In engineering practice, however, statements along spatial coordinates are required for the pressure and velocity, depending on the geodetic height in finite flow cross sections. As an approximation of this, the Bernoulli Equation is also often used despite it only applying exactly along one streamline. In this context, it is possible to draw on the stream filament theory, in which a median streamline is regarded as representative of the entire cross section. The velocity used often corresponds to the median velocity, taken as a ratio of flow rate and cross section through which the flow passed. In order to minimise the emergence of errors, the velocity head is multiplied by a correction coefficient. In the literature, the energy flow coefficient and the momentum current coefficient appear as possible approaches. Which of these two coefficients is correct for this is a matter of controversy. The use of each approach leads to different results in practice.

In this paper, we present an approach that confirms the applicability of both approaches. Both coefficients must be based on the three-dimensional velocity vector rather than merely on the normal components of velocity. In addition, when observing energy flow, the median pressure has to be replaced by the median energy flow pressure. These two median pressures are generally different.

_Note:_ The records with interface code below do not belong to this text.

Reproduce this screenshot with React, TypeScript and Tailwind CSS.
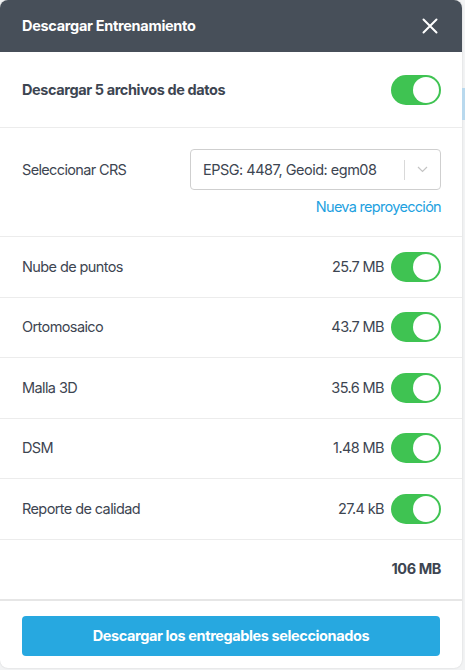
import React from "react";

function Toggle() {
  return (
    <div className="w-[50px] h-[30px] rounded-full bg-[#3fc352] flex items-center justify-end pr-[2px] shrink-0">
      <div className="w-[26px] h-[26px] rounded-full bg-white" />
    </div>
  );
}

const rows = [
  { name: "Nube de puntos", size: "25.7 MB" },
  { name: "Ortomosaico", size: "43.7 MB" },
  { name: "Malla 3D", size: "35.6 MB" },
  { name: "DSM", size: "1.48 MB" },
  { name: "Reporte de calidad", size: "27.4 kB" },
];

export default function App() {
  return (
    <div
      className="w-[465px] h-[670px] bg-[#f2f3f4] flex relative"
      style={{ fontFamily: "Inter, 'Noto Sans', sans-serif" }}
    >
      <div className="absolute right-0 top-[88px] w-[3px] h-[32px] bg-[#b9d9ee]" />
      <div className="w-[462px] h-[668px] bg-white rounded-[8px] flex flex-col overflow-hidden shadow-[0_0_2px_rgba(0,0,0,0.15)]">
        <div className="h-[52px] bg-[#474f59] flex items-center justify-between pl-[22px] pr-[24px] shrink-0">
          <span className="text-white text-[14.5px] font-bold tracking-[-0.3px]">Descargar Entrenamiento</span>
          <svg width="16" height="16" viewBox="0 0 16 16" fill="none">
            <path d="M1.5 1.5L14.5 14.5M14.5 1.5L1.5 14.5" stroke="white" strokeWidth="2" strokeLinecap="round" />
          </svg>
        </div>
        <div className="h-[76px] flex items-center justify-between pl-[22px] pr-[21px] border-b border-[#ececec] shrink-0">
          <span className="text-[#3d4551] text-[14.5px] font-bold tracking-[-0.4px]">Descargar 5 archivos de datos</span>
          <Toggle />
        </div>
        <div className="h-[109px] flex flex-col pl-[22px] pr-[21px] pt-[21px] border-b border-[#ececec] shrink-0">
          <div className="flex items-center justify-between">
            <span className="text-[#3d4551] text-[14.5px] tracking-[-0.65px]">Seleccionar CRS</span>
            <div className="w-[251px] h-[41px] border border-[#cfcfcf] rounded-[4px] flex items-center pl-[12px]">
              <span className="flex-1 text-[#3d4551] text-[14.5px] tracking-[-0.5px]">EPSG: 4487, Geoid: egm08</span>
              <div className="w-px h-[20px] bg-[#d9d9d9]" />
              <div className="w-[35px] flex items-center justify-center">
                <svg width="11" height="7" viewBox="0 0 11 7" fill="none">
                  <path d="M1 1L5.5 5.5L10 1" stroke="#c4c4c4" strokeWidth="1.2" />
                </svg>
              </div>
            </div>
          </div>
          <div className="flex justify-end mt-[6px]">
            <span className="text-[#1ea1df] text-[14.5px] tracking-[-0.7px]">Nueva reproyección</span>
          </div>
        </div>
        {rows.map((r) => (
          <div
            key={r.name}
            className="h-[60.5px] flex items-center justify-between pl-[22px] pr-[21px] border-b border-[#ececec] shrink-0"
          >
            <span className="text-[#3d4551] text-[14.5px] tracking-[-0.6px]">{r.name}</span>
            <div className="flex items-center gap-[7px]">
              <span className="text-[#3d4551] text-[14.5px] tracking-[-0.6px]">{r.size}</span>
              <Toggle />
            </div>
          </div>
        ))}
        <div className="h-[61px] flex items-center justify-end pr-[21px] border-b-2 border-[#e6e6e6] shrink-0">
          <span className="text-[#3d4551] text-[14.5px] font-bold tracking-[-0.4px]">106 MB</span>
        </div>
        <div className="flex-1 flex items-start pt-[15px] px-[22px]">
          <div className="w-full h-[40px] bg-[#27a8e0] rounded-[4px] flex items-center justify-center">
            <span className="text-white text-[14.5px] font-bold tracking-[-0.4px]">Descargar los entregables seleccionados</span>
          </div>
        </div>
      </div>
    </div>
  );
}
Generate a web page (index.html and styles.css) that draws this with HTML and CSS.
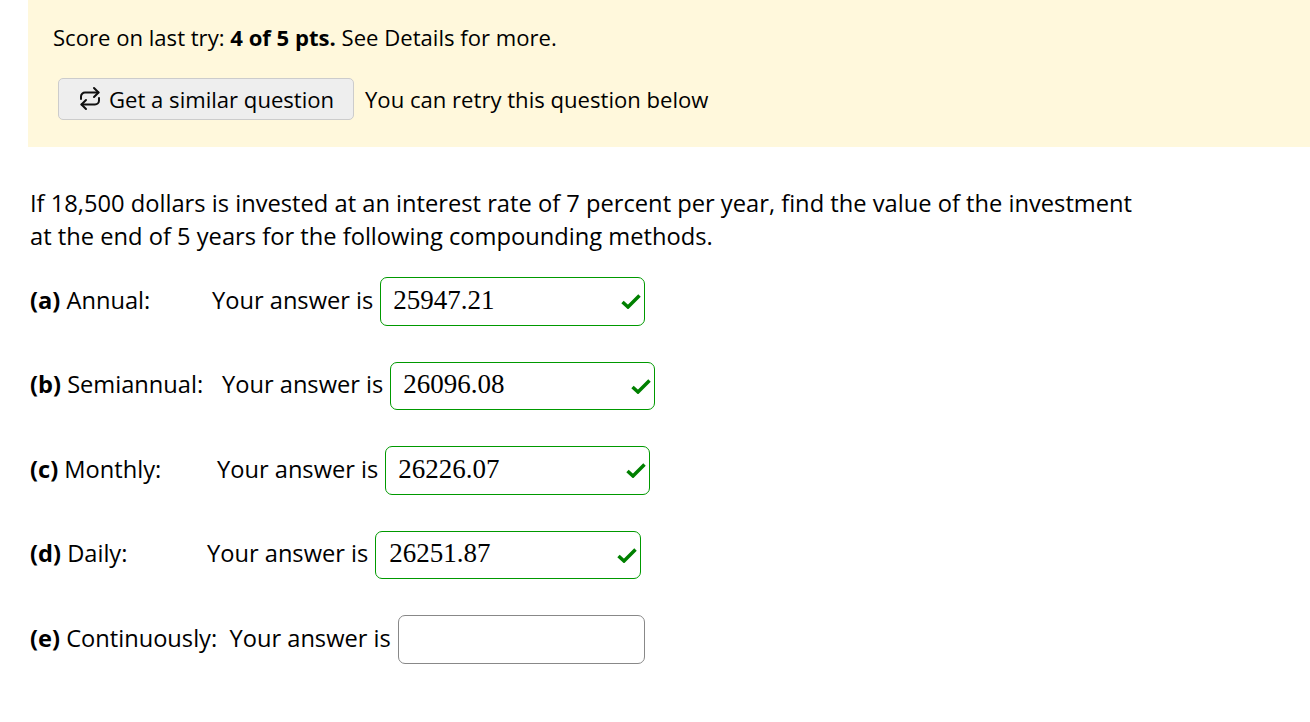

If the changes listed above are taken into account, this results in a Bernoulli Equation extended to finite cross sections and an energy flow equation associated with this. Both equations are precise and deliver the same results in relation to the description of flow processes in a finite flow cross section with asymmetric pressure and velocity distribution.

The considerations presented here are verified using potential flows. When observing linear momentum currents, the balance of forces is thus checked. The pressure and flow forces on the entrance and exit surfaces must be consistent with the pressure forces on the cover of the flow area under observation. In asymmetric flows, it is clear that the conservation of angular momentum is also achieved with this approach.

The balance equations specified must always be completed. The evidence required for this is indicated here.